[Start]

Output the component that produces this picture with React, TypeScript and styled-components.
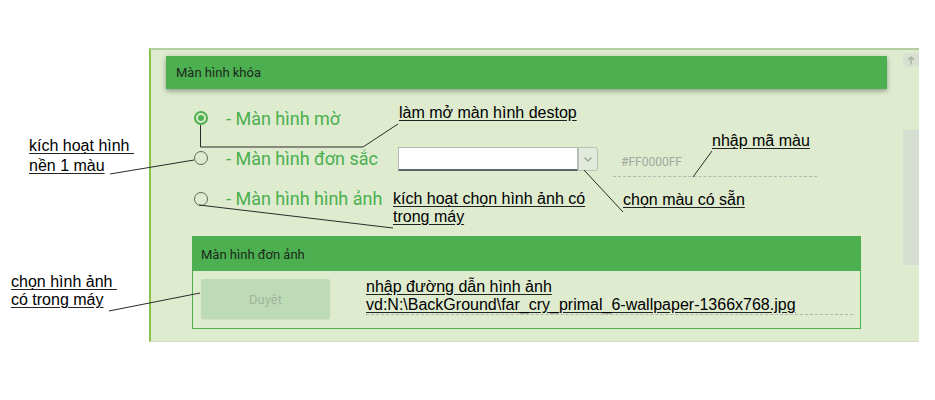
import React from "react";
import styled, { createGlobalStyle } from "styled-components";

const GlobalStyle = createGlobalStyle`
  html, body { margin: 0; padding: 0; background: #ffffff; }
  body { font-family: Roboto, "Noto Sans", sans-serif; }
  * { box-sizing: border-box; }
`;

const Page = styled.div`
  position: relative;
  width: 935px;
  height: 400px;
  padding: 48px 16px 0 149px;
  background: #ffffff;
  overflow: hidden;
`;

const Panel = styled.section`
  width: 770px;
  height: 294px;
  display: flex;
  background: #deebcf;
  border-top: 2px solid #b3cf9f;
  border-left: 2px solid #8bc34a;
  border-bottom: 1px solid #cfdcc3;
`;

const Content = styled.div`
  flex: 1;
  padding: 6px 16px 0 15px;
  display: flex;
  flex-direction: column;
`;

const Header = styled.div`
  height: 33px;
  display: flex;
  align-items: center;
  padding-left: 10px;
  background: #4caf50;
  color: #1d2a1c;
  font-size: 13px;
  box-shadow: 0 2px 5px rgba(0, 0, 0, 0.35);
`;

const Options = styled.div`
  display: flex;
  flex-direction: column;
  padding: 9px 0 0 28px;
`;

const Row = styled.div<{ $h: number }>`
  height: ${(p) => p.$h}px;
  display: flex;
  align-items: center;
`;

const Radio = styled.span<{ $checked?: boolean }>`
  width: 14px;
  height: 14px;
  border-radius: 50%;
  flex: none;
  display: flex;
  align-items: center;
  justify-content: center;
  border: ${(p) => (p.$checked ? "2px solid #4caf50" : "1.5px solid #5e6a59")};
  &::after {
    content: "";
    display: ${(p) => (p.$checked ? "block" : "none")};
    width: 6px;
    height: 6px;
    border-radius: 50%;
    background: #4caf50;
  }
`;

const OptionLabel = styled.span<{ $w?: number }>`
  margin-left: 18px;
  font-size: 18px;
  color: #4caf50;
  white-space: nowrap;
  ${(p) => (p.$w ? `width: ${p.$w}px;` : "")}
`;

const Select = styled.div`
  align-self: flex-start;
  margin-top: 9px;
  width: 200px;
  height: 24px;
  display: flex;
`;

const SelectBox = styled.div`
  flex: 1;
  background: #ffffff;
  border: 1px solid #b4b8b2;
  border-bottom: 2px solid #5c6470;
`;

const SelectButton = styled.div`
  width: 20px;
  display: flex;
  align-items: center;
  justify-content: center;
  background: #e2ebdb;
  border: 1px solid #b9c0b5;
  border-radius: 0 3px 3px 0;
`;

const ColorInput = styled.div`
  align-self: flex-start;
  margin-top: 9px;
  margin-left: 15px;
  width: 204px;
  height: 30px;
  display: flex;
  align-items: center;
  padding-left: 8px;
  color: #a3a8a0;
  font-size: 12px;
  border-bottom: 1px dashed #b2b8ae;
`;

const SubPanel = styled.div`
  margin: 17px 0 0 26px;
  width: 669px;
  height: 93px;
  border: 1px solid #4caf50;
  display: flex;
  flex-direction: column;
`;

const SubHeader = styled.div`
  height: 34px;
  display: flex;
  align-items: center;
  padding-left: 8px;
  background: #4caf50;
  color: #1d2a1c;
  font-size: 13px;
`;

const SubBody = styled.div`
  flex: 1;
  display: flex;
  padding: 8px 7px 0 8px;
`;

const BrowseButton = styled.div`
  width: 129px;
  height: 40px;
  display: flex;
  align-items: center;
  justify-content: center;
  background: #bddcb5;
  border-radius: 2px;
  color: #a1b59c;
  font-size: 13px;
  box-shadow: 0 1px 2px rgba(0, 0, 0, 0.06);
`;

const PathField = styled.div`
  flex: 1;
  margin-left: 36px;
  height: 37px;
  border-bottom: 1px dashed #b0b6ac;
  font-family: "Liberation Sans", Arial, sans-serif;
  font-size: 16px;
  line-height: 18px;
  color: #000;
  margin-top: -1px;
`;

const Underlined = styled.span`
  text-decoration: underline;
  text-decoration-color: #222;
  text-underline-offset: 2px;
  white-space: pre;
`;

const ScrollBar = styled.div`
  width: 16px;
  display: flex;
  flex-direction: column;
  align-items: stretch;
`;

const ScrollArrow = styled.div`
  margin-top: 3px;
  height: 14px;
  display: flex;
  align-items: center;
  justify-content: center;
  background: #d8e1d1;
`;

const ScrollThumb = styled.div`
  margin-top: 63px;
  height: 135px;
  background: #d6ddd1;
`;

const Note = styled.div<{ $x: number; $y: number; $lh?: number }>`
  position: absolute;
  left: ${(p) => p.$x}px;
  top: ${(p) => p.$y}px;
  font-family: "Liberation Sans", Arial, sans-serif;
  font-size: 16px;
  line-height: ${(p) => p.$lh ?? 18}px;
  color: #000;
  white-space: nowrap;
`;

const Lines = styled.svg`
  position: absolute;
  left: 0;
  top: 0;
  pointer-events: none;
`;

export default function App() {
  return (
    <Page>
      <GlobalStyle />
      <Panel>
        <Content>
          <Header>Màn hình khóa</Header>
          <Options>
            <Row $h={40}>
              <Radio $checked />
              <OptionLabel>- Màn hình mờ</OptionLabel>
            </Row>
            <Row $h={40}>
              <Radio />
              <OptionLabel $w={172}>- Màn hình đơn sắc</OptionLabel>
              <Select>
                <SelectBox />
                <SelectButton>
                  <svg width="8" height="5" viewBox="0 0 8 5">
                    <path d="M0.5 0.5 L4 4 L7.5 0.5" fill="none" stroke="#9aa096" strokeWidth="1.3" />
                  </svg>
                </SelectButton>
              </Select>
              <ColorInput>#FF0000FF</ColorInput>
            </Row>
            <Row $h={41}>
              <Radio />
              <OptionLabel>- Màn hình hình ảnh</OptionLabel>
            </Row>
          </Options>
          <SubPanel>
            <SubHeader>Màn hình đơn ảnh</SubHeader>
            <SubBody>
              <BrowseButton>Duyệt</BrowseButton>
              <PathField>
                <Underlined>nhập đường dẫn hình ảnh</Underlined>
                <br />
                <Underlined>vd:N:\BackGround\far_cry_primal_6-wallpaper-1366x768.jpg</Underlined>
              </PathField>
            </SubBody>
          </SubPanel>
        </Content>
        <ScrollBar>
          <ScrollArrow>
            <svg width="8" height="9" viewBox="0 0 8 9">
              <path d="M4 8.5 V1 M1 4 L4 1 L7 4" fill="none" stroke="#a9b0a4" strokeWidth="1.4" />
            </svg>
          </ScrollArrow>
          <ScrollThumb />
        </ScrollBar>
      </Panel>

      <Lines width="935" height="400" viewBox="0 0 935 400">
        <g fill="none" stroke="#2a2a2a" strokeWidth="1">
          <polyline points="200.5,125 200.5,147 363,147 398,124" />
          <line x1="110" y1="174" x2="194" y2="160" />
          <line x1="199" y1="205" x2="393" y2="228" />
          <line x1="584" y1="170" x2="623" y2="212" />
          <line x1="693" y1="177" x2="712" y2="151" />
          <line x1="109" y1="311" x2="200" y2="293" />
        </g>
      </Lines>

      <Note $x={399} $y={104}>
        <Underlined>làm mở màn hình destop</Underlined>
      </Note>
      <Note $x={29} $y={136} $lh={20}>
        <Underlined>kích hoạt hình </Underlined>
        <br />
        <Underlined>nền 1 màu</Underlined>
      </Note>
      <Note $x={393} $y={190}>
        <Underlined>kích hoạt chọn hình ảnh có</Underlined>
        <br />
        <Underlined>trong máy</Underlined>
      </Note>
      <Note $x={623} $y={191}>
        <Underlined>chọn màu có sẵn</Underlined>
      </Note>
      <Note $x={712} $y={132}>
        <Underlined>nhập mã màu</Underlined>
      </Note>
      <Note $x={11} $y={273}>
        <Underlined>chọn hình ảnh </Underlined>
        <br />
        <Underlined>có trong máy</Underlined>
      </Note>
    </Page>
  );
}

[End]
[Start]

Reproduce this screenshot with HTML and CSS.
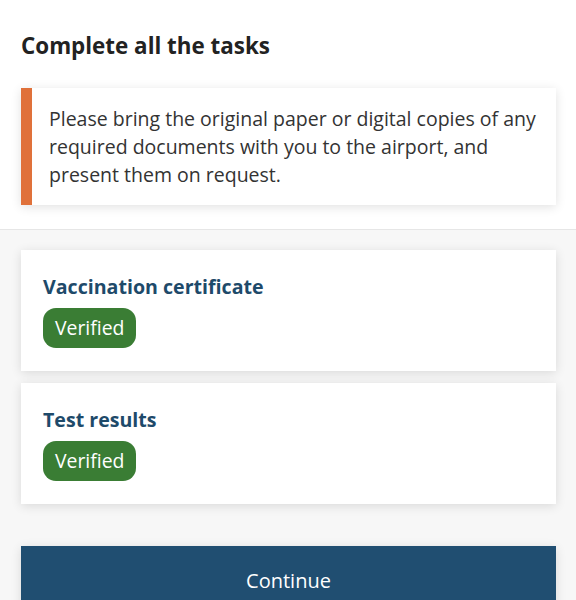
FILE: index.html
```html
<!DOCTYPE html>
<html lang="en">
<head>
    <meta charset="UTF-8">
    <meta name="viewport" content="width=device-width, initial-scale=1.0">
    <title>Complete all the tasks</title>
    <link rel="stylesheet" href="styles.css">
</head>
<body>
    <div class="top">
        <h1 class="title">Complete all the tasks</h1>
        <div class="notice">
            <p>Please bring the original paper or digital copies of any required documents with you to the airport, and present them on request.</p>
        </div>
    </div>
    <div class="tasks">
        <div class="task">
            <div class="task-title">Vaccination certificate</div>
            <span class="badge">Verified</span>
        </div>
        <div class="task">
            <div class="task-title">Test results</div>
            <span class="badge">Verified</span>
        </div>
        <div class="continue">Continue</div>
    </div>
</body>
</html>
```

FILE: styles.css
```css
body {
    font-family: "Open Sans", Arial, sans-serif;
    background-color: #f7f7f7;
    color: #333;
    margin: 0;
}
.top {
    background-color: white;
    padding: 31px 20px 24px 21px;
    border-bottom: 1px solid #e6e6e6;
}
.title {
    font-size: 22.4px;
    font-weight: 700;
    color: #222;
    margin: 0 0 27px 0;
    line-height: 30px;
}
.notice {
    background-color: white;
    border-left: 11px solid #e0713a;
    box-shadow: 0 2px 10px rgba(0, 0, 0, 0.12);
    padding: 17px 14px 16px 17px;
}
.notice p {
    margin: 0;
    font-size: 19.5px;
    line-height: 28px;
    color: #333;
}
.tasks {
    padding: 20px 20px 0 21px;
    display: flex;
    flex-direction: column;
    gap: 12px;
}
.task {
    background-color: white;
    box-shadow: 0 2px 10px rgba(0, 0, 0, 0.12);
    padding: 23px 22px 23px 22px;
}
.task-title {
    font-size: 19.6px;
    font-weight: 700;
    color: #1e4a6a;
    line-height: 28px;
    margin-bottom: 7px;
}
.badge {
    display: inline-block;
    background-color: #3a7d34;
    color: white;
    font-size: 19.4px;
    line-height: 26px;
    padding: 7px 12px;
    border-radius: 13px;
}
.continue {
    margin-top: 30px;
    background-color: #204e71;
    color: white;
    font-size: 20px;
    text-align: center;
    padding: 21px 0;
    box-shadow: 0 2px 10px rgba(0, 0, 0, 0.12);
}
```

[End]

■ DESCRIPTION OF THE TASK
Show every line from the entries above in which the word "this" appears.

■ RESULT OF THE EXERCISE
Output the component that produces this picture with React, TypeScript and styled-components.
Reproduce this screenshot with HTML and CSS.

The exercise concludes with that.